Included in this range of these modes, of ways of sensitivity, of awareness, this range of ways of looking, included in that, as part of that range, a subset, if you like, are types and modes and degrees of less clinging. So less clinging in this way or that way, to this degree, to that degree, very deeply, that's included in that. All this together opens up the possibilities of perception, the perceptual possibilities. And all of it shows us the emptiness of what we perceive, the emptiness of things, selves and things.

That brings more and more freedom, to the degree that we understand that emptiness in the heart, in the being. And it opens up, it allows us even more flexibility with the perceptual possibilities, the way we perceive the self, the way we perceive others, the way we perceive things and the world and the cosmos. In a way, there's a kind of infinite range to that.

So this whole central teaching of the Buddha's, of not clinging, of clinging being a cause of suffering being central in the Four Noble Truths, it's not so much that that's a way of living, trying to live without clinging. But non-clinging, what it really offers us is a range of ways of looking. There are lots of different ways of not clinging, lots of different modes of that.

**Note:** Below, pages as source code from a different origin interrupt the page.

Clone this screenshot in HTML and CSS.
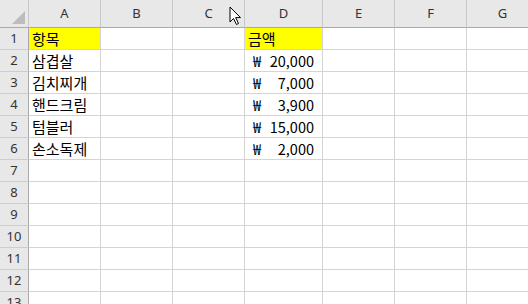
FILE: index.html
```html
<!DOCTYPE html>
<html lang="ko">
<head>
  <meta charset="UTF-8">
  <title>항목 금액</title>
  <link rel="stylesheet" href="styles.css">
</head>
<body>
  <div class="sheet">
    <div class="row head">
      <div class="corner">
        <svg width="13" height="13" viewBox="0 0 13 13"><polygon points="13,0 13,13 0,13" fill="#bcbcbc"/></svg>
      </div>
      <div class="ch">A</div><div class="ch">B</div><div class="ch">C</div><div class="ch">D</div><div class="ch">E</div><div class="ch">F</div><div class="ch">G</div>
    </div>

    <div class="row">
      <div class="rh">1</div>
      <div class="cell fill">항목</div><div class="cell"></div><div class="cell"></div>
      <div class="cell fill">금액</div><div class="cell"></div><div class="cell"></div><div class="cell"></div>
    </div>
    <div class="row">
      <div class="rh">2</div>
      <div class="cell">삼겹살</div><div class="cell"></div><div class="cell"></div>
      <div class="cell money"><span>₩</span><span>20,000</span></div><div class="cell"></div><div class="cell"></div><div class="cell"></div>
    </div>
    <div class="row">
      <div class="rh">3</div>
      <div class="cell">김치찌개</div><div class="cell"></div><div class="cell"></div>
      <div class="cell money"><span>₩</span><span>7,000</span></div><div class="cell"></div><div class="cell"></div><div class="cell"></div>
    </div>
    <div class="row">
      <div class="rh">4</div>
      <div class="cell">핸드크림</div><div class="cell"></div><div class="cell"></div>
      <div class="cell money"><span>₩</span><span>3,900</span></div><div class="cell"></div><div class="cell"></div><div class="cell"></div>
    </div>
    <div class="row">
      <div class="rh">5</div>
      <div class="cell">텀블러</div><div class="cell"></div><div class="cell"></div>
      <div class="cell money"><span>₩</span><span>15,000</span></div><div class="cell"></div><div class="cell"></div><div class="cell"></div>
    </div>
    <div class="row">
      <div class="rh">6</div>
      <div class="cell">손소독제</div><div class="cell"></div><div class="cell"></div>
      <div class="cell money"><span>₩</span><span>2,000</span></div><div class="cell"></div><div class="cell"></div><div class="cell"></div>
    </div>
    <div class="row">
      <div class="rh">7</div>
      <div class="cell"></div><div class="cell"></div><div class="cell"></div><div class="cell"></div><div class="cell"></div><div class="cell"></div><div class="cell"></div>
    </div>
    <div class="row">
      <div class="rh">8</div>
      <div class="cell"></div><div class="cell"></div><div class="cell"></div><div class="cell"></div><div class="cell"></div><div class="cell"></div><div class="cell"></div>
    </div>
    <div class="row">
      <div class="rh">9</div>
      <div class="cell"></div><div class="cell"></div><div class="cell"></div><div class="cell"></div><div class="cell"></div><div class="cell"></div><div class="cell"></div>
    </div>
    <div class="row">
      <div class="rh">10</div>
      <div class="cell"></div><div class="cell"></div><div class="cell"></div><div class="cell"></div><div class="cell"></div><div class="cell"></div><div class="cell"></div>
    </div>
    <div class="row">
      <div class="rh">11</div>
      <div class="cell"></div><div class="cell"></div><div class="cell"></div><div class="cell"></div><div class="cell"></div><div class="cell"></div><div class="cell"></div>
    </div>
    <div class="row">
      <div class="rh">12</div>
      <div class="cell"></div><div class="cell"></div><div class="cell"></div><div class="cell"></div><div class="cell"></div><div class="cell"></div><div class="cell"></div>
    </div>
    <div class="row">
      <div class="rh">13</div>
      <div class="cell"></div><div class="cell"></div><div class="cell"></div><div class="cell"></div><div class="cell"></div><div class="cell"></div><div class="cell"></div>
    </div>
  </div>

  <!-- mouse pointer over the column header -->
  <svg class="pointer" width="14" height="20" viewBox="0 0 14 20">
    <path d="M1 1 L1 16 L4.5 12.5 L7.5 18.5 L9.5 17.5 L6.7 11.6 L11.5 11.6 Z" fill="#fff" stroke="#000" stroke-width="1" stroke-linejoin="round"/>
  </svg>
</body>
</html>
```

FILE: styles.css
```css
body {
  margin: 0;
  background: #fff;
  overflow: hidden;
  position: relative;
}

.sheet {
  width: 540px;
}

.row {
  display: grid;
  grid-template-columns: 29px 72px 72px 72px 78px 72px 72px 72px;
  height: 22px;
}

.row.head {
  height: 28px;
}

.corner,
.ch,
.rh,
.cell {
  box-sizing: border-box;
  border-right: 1px solid #d4d4d4;
  border-bottom: 1px solid #d4d4d4;
  overflow: hidden;
  white-space: nowrap;
}

.corner {
  background: #e8e8e8;
  border-right-color: #c8c8c8;
  border-bottom-color: #a9a9a9;
  display: flex;
  align-items: flex-end;
  justify-content: flex-end;
  padding: 0 3px 3px 0;
}

.ch {
  background: #e8e8e8;
  border-right-color: #c8c8c8;
  border-bottom-color: #a9a9a9;
  font: 13px "Noto Sans", sans-serif;
  color: #333;
  text-align: center;
  line-height: 27px;
}

.rh {
  background: #e8e8e8;
  border-right-color: #a9a9a9;
  border-bottom-color: #cdcdcd;
  font: 13px "Noto Sans", sans-serif;
  color: #333;
  text-align: center;
  line-height: 21px;
}

.cell {
  font: 15px "Noto Sans CJK KR", sans-serif;
  color: #000;
  line-height: 21px;
  padding: 0 3px;
}

.fill {
  background: #ffff00;
}

.money {
  display: flex;
  justify-content: space-between;
  padding: 0 8px 0 8px;
  font-size: 14.5px;
}

.pointer {
  position: absolute;
  left: 229px;
  top: 6px;
}
```
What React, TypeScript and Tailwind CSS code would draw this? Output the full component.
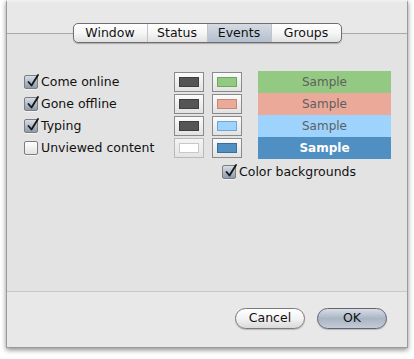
import { useState } from 'react';

type Row = { label: string; on: boolean; text: string; bg: string; sample: string; sampleText: string };

const rows: Row[] = [
  { label: 'Come online', on: true, text: 'bg-[#555555] border-[#3e3e3e]', bg: 'bg-[#93c982] border-[#6fa661]', sample: 'bg-[#93c982]', sampleText: 'text-[#5f5f5f]' },
  { label: 'Gone offline', on: true, text: 'bg-[#555555] border-[#3e3e3e]', bg: 'bg-[#eba999] border-[#c4877a]', sample: 'bg-[#eba999]', sampleText: 'text-[#5f5f5f]' },
  { label: 'Typing', on: true, text: 'bg-[#555555] border-[#3e3e3e]', bg: 'bg-[#9dd3fd] border-[#6fa6d4]', sample: 'bg-[#9dd3fd]', sampleText: 'text-[#5f5f5f]' },
  { label: 'Unviewed content', on: false, text: 'bg-white border-[#c9c9c9]', bg: 'bg-[#4f8fc1] border-[#3a6f9c]', sample: 'bg-[#4f8fc1]', sampleText: 'text-white font-bold text-[11.5px]' },
];

const tabs = ['Window', 'Status', 'Events', 'Groups'];

function CheckBox({ on, onClick }: { on: boolean; onClick: () => void }) {
  return (
    <button
      onClick={onClick}
      className={`relative w-[14px] h-[14px] shrink-0 rounded-[2px] border border-[#7d7d7d] shadow-[0_1px_0_rgba(255,255,255,0.6)] ${
        on ? 'bg-gradient-to-b from-[#d6dde7] to-[#8d9cb0]' : 'bg-gradient-to-b from-white to-[#e2e2e2]'
      }`}
    >
      {on && (
        <svg className="absolute left-[1px] top-[-3px]" width="14" height="15" viewBox="0 0 14 15">
          <path d="M2.5 9 L5.5 12.5 L12 2" fill="none" stroke="#1a1a1a" strokeWidth="1.9" strokeLinecap="round" strokeLinejoin="round" />
        </svg>
      )}
    </button>
  );
}

function Well({ cls, dim }: { cls: string; dim?: boolean }) {
  return (
    <div
      className={`w-[30px] h-[20px] flex items-center justify-center border ${
        dim ? 'border-[#b9b9b9] bg-gradient-to-b from-[#f4f4f4] to-[#e4e4e4]' : 'border-[#8a8a8a] bg-gradient-to-b from-[#fbfbfb] to-[#e2e2e2]'
      }`}
    >
      <div className={`w-[20px] h-[10px] border ${cls}`} />
    </div>
  );
}

export default function App() {
  const [checks, setChecks] = useState(rows.map(r => r.on));
  const [colorBg, setColorBg] = useState(true);
  const [tab, setTab] = useState('Events');

  return (
    <div className="w-[414px] h-[359px] bg-white pl-[6px] overflow-hidden" style={{ fontFamily: '"DejaVu Sans", sans-serif' }}>
      <div className="w-[402px] h-[348px] bg-[#e8e8e8] border-x border-b border-[#9b9b9b] shadow-[0_2px_5px_rgba(0,0,0,0.45)] flex flex-col border-t-2 border-t-[#f0f0f0]">
        <div className="h-[21px]" />
        {/* TABS */}
        <div className="relative z-10 flex justify-center">
          <div className="flex h-[20px] rounded-[5px] border border-[#6f6f6f] overflow-hidden shadow-[0_1px_1px_rgba(0,0,0,0.25)] bg-gradient-to-b from-white via-[#f6f6f6] to-[#e1e1e1]">
            {tabs.map((t, i) => (
              <button
                key={t}
                onClick={() => setTab(t)}
                className={`h-full text-[12.5px] leading-none text-[#111] flex items-center justify-center ${
                  i > 0 ? 'border-l border-[#c4c4c4]' : ''
                } ${
                  t === 'Window' ? 'w-[73px]' : t === 'Status' ? 'w-[60px]' : t === 'Events' ? 'w-[64px]' : 'w-[70px]'
                } ${tab === t ? 'bg-gradient-to-b from-[#d5dbe3] to-[#b3bfcd]' : ''}`}
              >
                {t}
              </button>
            ))}
          </div>
        </div>

        {/* CONTENT */}
        <div className="-mt-[10px] h-[259px] border-t border-b border-[#a9a9a9] border-b-[#c8c8c8] bg-[#e3e3e3] pt-[37px] pl-[17px]">
          <div className="flex">
            <div className="w-[150px] flex flex-col">
              {rows.map((r, i) => (
                <div key={r.label} className="h-[22px] flex items-center gap-[3px]">
                  <CheckBox on={checks[i]} onClick={() => setChecks(c => c.map((v, j) => (j === i ? !v : v)))} />
                  <span className="text-[12.5px] text-[#111] leading-none">{r.label}</span>
                </div>
              ))}
            </div>
            <div className="flex flex-col">
              {rows.map((r, i) => (
                <div key={r.label} className="h-[22px] flex items-center gap-[8px]">
                  <Well cls={r.text} dim={i === 3} />
                  <Well cls={r.bg} />
                </div>
              ))}
            </div>
            <div className="ml-[16px] w-[133px] flex flex-col">
              {rows.map(r => (
                <div key={r.label} className={`h-[22px] flex items-center justify-center text-[12px] ${r.sample} ${r.sampleText}`}>
                  Sample
                </div>
              ))}
            </div>
          </div>
          <div className="mt-[6px] ml-[198px] flex items-center gap-[3px]">
            <CheckBox on={colorBg} onClick={() => setColorBg(v => !v)} />
            <span className="text-[12.5px] text-[#111] leading-none">Color backgrounds</span>
          </div>
        </div>

        {/* FOOTER */}
        <div className="flex-1 flex justify-end items-start pt-[16px] pr-[20px] gap-[12px]">
          <button className="w-[70px] h-[21px] rounded-full border border-[#7a7a7a] bg-gradient-to-b from-white via-[#f3f3f3] to-[#d9d9d9] shadow-[0_1px_1px_rgba(0,0,0,0.2)] text-[12.5px] text-[#111] leading-none">
            Cancel
          </button>
          <button className="w-[70px] h-[21px] rounded-full border border-[#5e6672] bg-gradient-to-b from-[#d8dee6] via-[#aab5c4] to-[#c2cbd6] shadow-[0_1px_1px_rgba(0,0,0,0.2)] text-[12.5px] text-[#111] leading-none">
            OK
          </button>
        </div>
      </div>
    </div>
  );
}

So in the range of ways of looking, it includes going with the flow, being present, resting in awareness, if you know people that talk about that. Many, many more, many ways of looking. Here, on this retreat, we're practising this flexibility, this malleability, this multiplicity and extension of the range of ways of looking, modes of awareness -- not just one approach, one track. Part of that, included in that flexibility, as I said, is playing with the very view and the conception regarding images. That's a central thread or possibility of a way of looking, or what forms ways of looking in imaginal practice.